■ TO BE DONE:
All the data must come back unchanged, except that pictures are left out.

─── PROVIDED DATA ───

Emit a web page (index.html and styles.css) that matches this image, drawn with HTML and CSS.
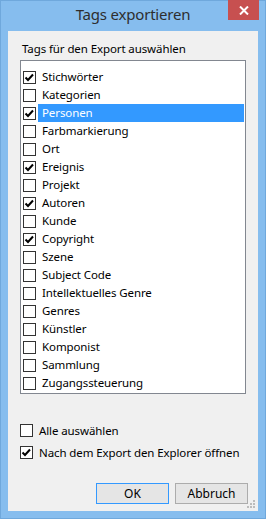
FILE: index.html
```html
<!DOCTYPE html>
<html lang="de">
<head>
  <meta charset="UTF-8" />
  <title>Tags exportieren</title>
  <link rel="stylesheet" href="styles.css">
</head>
<body>
  <div class="window">
    <div class="titlebar">
      <span></span>
      <div class="title">Tags exportieren</div>
      <div class="close">
        <svg width="10" height="9" viewBox="0 0 10 9"><path d="M1 0.5 L9 8.5 M9 0.5 L1 8.5" stroke="#fff" stroke-width="2"/></svg>
      </div>
    </div>

    <div class="client">
      <div class="caption">Tags für den Export auswählen</div>

      <div class="listbox" id="tags"></div>

      <label class="option"><span class="box"></span>Alle auswählen</label>
      <label class="option"><span class="box checked"></span>Nach dem Export den Explorer öffnen</label>

      <div class="buttons">
        <button class="btn default">OK</button>
        <button class="btn">Abbruch</button>
      </div>

      <svg class="grip" width="8" height="8" viewBox="0 0 8 8">
        <rect x="6" y="0" width="2" height="2" fill="#bcbcbc"/>
        <rect x="3" y="3" width="2" height="2" fill="#bcbcbc"/>
        <rect x="6" y="3" width="2" height="2" fill="#bcbcbc"/>
        <rect x="0" y="6" width="2" height="2" fill="#bcbcbc"/>
        <rect x="3" y="6" width="2" height="2" fill="#bcbcbc"/>
        <rect x="6" y="6" width="2" height="2" fill="#bcbcbc"/>
      </svg>
    </div>
  </div>

  <script>
    const tags = [
      ["Stichwörter", true], ["Kategorien", false], ["Personen", true],
      ["Farbmarkierung", false], ["Ort", false], ["Ereignis", true],
      ["Projekt", false], ["Autoren", true], ["Kunde", false],
      ["Copyright", true], ["Szene", false], ["Subject Code", false],
      ["Intellektuelles Genre", false], ["Genres", false], ["Künstler", false],
      ["Komponist", false], ["Sammlung", false], ["Zugangssteuerung", false]
    ];
    const selected = 2;

    const list = document.getElementById("tags");
    tags.forEach((t, i) => {
      const row = document.createElement("div");
      row.className = "item";
      const box = document.createElement("span");
      box.className = t[1] ? "box checked" : "box";
      const text = document.createElement("span");
      text.className = i === selected ? "text selected" : "text";
      text.innerText = t[0];
      row.appendChild(box);
      row.appendChild(text);
      list.appendChild(row);
    });
  </script>
</body>
</html>
```

FILE: styles.css
```css
html, body {
  margin: 0;
  padding: 0;
}
body {
  width: 266px;
  height: 519px;
  overflow: hidden;
  font-family: "Noto Sans", "Open Sans", sans-serif;
  font-size: 11.5px;
  letter-spacing: -0.1px;
  color: #000;
}
.window {
  width: 266px;
  height: 519px;
  box-sizing: border-box;
  background: #86bdee;
  border: 1px solid #6fa8dc;
  display: flex;
  flex-direction: column;
}
.titlebar {
  height: 30px;
  display: grid;
  grid-template-columns: 1fr auto 1fr;
  align-items: start;
}
.title {
  font-size: 15px;
  letter-spacing: -0.2px;
  line-height: 20px;
  padding-top: 3px;
  color: #2e2e2e;
  white-space: nowrap;
}
.close {
  justify-self: end;
  margin-top: -1px;
  margin-right: 6px;
  width: 31px;
  height: 20px;
  background: #c75050;
  display: flex;
  align-items: center;
  justify-content: center;
}
.client {
  position: relative;
  margin: 0 7px;
  height: 480px;
  box-sizing: border-box;
  background: #f0f0f0;
  padding: 10px 10px 0 12px;
}
.caption {
  line-height: 16px;
  padding-left: 2px;
  margin-bottom: 3px;
}
.listbox {
  width: 226px;
  height: 334px;
  box-sizing: border-box;
  border: 1px solid #828790;
  background: #fff;
  padding: 7px 1px 0 2px;
  overflow: hidden;
}
.item {
  height: 18px;
  display: flex;
  align-items: center;
}
.box {
  width: 13px;
  height: 13px;
  box-sizing: border-box;
  border: 1px solid #333;
  background: #fff;
  flex: none;
}
.box.checked {
  background: #fff url("data:image/svg+xml,%3Csvg xmlns='http://www.w3.org/2000/svg' width='11' height='11'%3E%3Cpath d='M1.5 5.5 L4 8 L9 2.5' fill='none' stroke='%23000' stroke-width='2'/%3E%3C/svg%3E") no-repeat center;
}
.text {
  flex: 1;
  margin-left: 2px;
  padding-left: 4px;
  height: 18px;
  line-height: 18px;
  white-space: nowrap;
}
.text.selected {
  background: #3399ff;
  color: #fff;
}
.option {
  display: flex;
  align-items: center;
  gap: 6px;
  height: 22px;
  white-space: nowrap;
}
.listbox + .option {
  margin-top: 25px;
}
.buttons {
  display: flex;
  justify-content: flex-end;
  gap: 6px;
  margin-top: 20px;
}
.btn {
  width: 73px;
  height: 21px;
  padding: 0;
  font-family: inherit;
  font-size: 12px;
  color: #000;
  background: #e5e5e5;
  border: 1px solid #acacac;
}
.btn.default {
  border-color: #3399ff;
}
.grip {
  position: absolute;
  right: 3px;
  bottom: 3px;
}
```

───

■ ANSWER:
Emit a web page (index.html and styles.css) that matches this image, drawn with HTML and CSS.
FILE: index.html
```html
<!DOCTYPE html>
<html lang="de">
<head>
  <meta charset="UTF-8" />
  <title>Tags exportieren</title>
  <link rel="stylesheet" href="styles.css">
</head>
<body>
  <div class="window">
    <div class="titlebar">
      <span></span>
      <div class="title">Tags exportieren</div>
      <div class="close">
        <svg width="10" height="9" viewBox="0 0 10 9"><path d="M1 0.5 L9 8.5 M9 0.5 L1 8.5" stroke="#fff" stroke-width="2"/></svg>
      </div>
    </div>

    <div class="client">
      <div class="caption">Tags für den Export auswählen</div>

      <div class="listbox" id="tags"></div>

      <label class="option"><span class="box"></span>Alle auswählen</label>
      <label class="option"><span class="box checked"></span>Nach dem Export den Explorer öffnen</label>

      <div class="buttons">
        <button class="btn default">OK</button>
        <button class="btn">Abbruch</button>
      </div>

      <svg class="grip" width="8" height="8" viewBox="0 0 8 8">
        <rect x="6" y="0" width="2" height="2" fill="#bcbcbc"/>
        <rect x="3" y="3" width="2" height="2" fill="#bcbcbc"/>
        <rect x="6" y="3" width="2" height="2" fill="#bcbcbc"/>
        <rect x="0" y="6" width="2" height="2" fill="#bcbcbc"/>
        <rect x="3" y="6" width="2" height="2" fill="#bcbcbc"/>
        <rect x="6" y="6" width="2" height="2" fill="#bcbcbc"/>
      </svg>
    </div>
  </div>

  <script>
    const tags = [
      ["Stichwörter", true], ["Kategorien", false], ["Personen", true],
      ["Farbmarkierung", false], ["Ort", false], ["Ereignis", true],
      ["Projekt", false], ["Autoren", true], ["Kunde", false],
      ["Copyright", true], ["Szene", false], ["Subject Code", false],
      ["Intellektuelles Genre", false], ["Genres", false], ["Künstler", false],
      ["Komponist", false], ["Sammlung", false], ["Zugangssteuerung", false]
    ];
    const selected = 2;

    const list = document.getElementById("tags");
    tags.forEach((t, i) => {
      const row = document.createElement("div");
      row.className = "item";
      const box = document.createElement("span");
      box.className = t[1] ? "box checked" : "box";
      const text = document.createElement("span");
      text.className = i === selected ? "text selected" : "text";
      text.innerText = t[0];
      row.appendChild(box);
      row.appendChild(text);
      list.appendChild(row);
    });
  </script>
</body>
</html>
```

FILE: styles.css
```css
html, body {
  margin: 0;
  padding: 0;
}
body {
  width: 266px;
  height: 519px;
  overflow: hidden;
  font-family: "Noto Sans", "Open Sans", sans-serif;
  font-size: 11.5px;
  letter-spacing: -0.1px;
  color: #000;
}
.window {
  width: 266px;
  height: 519px;
  box-sizing: border-box;
  background: #86bdee;
  border: 1px solid #6fa8dc;
  display: flex;
  flex-direction: column;
}
.titlebar {
  height: 30px;
  display: grid;
  grid-template-columns: 1fr auto 1fr;
  align-items: start;
}
.title {
  font-size: 15px;
  letter-spacing: -0.2px;
  line-height: 20px;
  padding-top: 3px;
  color: #2e2e2e;
  white-space: nowrap;
}
.close {
  justify-self: end;
  margin-top: -1px;
  margin-right: 6px;
  width: 31px;
  height: 20px;
  background: #c75050;
  display: flex;
  align-items: center;
  justify-content: center;
}
.client {
  position: relative;
  margin: 0 7px;
  height: 480px;
  box-sizing: border-box;
  background: #f0f0f0;
  padding: 10px 10px 0 12px;
}
.caption {
  line-height: 16px;
  padding-left: 2px;
  margin-bottom: 3px;
}
.listbox {
  width: 226px;
  height: 334px;
  box-sizing: border-box;
  border: 1px solid #828790;
  background: #fff;
  padding: 7px 1px 0 2px;
  overflow: hidden;
}
.item {
  height: 18px;
  display: flex;
  align-items: center;
}
.box {
  width: 13px;
  height: 13px;
  box-sizing: border-box;
  border: 1px solid #333;
  background: #fff;
  flex: none;
}
.box.checked {
  background: #fff url("data:image/svg+xml,%3Csvg xmlns='http://www.w3.org/2000/svg' width='11' height='11'%3E%3Cpath d='M1.5 5.5 L4 8 L9 2.5' fill='none' stroke='%23000' stroke-width='2'/%3E%3C/svg%3E") no-repeat center;
}
.text {
  flex: 1;
  margin-left: 2px;
  padding-left: 4px;
  height: 18px;
  line-height: 18px;
  white-space: nowrap;
}
.text.selected {
  background: #3399ff;
  color: #fff;
}
.option {
  display: flex;
  align-items: center;
  gap: 6px;
  height: 22px;
  white-space: nowrap;
}
.listbox + .option {
  margin-top: 25px;
}
.buttons {
  display: flex;
  justify-content: flex-end;
  gap: 6px;
  margin-top: 20px;
}
.btn {
  width: 73px;
  height: 21px;
  padding: 0;
  font-family: inherit;
  font-size: 12px;
  color: #000;
  background: #e5e5e5;
  border: 1px solid #acacac;
}
.btn.default {
  border-color: #3399ff;
}
.grip {
  position: absolute;
  right: 3px;
  bottom: 3px;
}
```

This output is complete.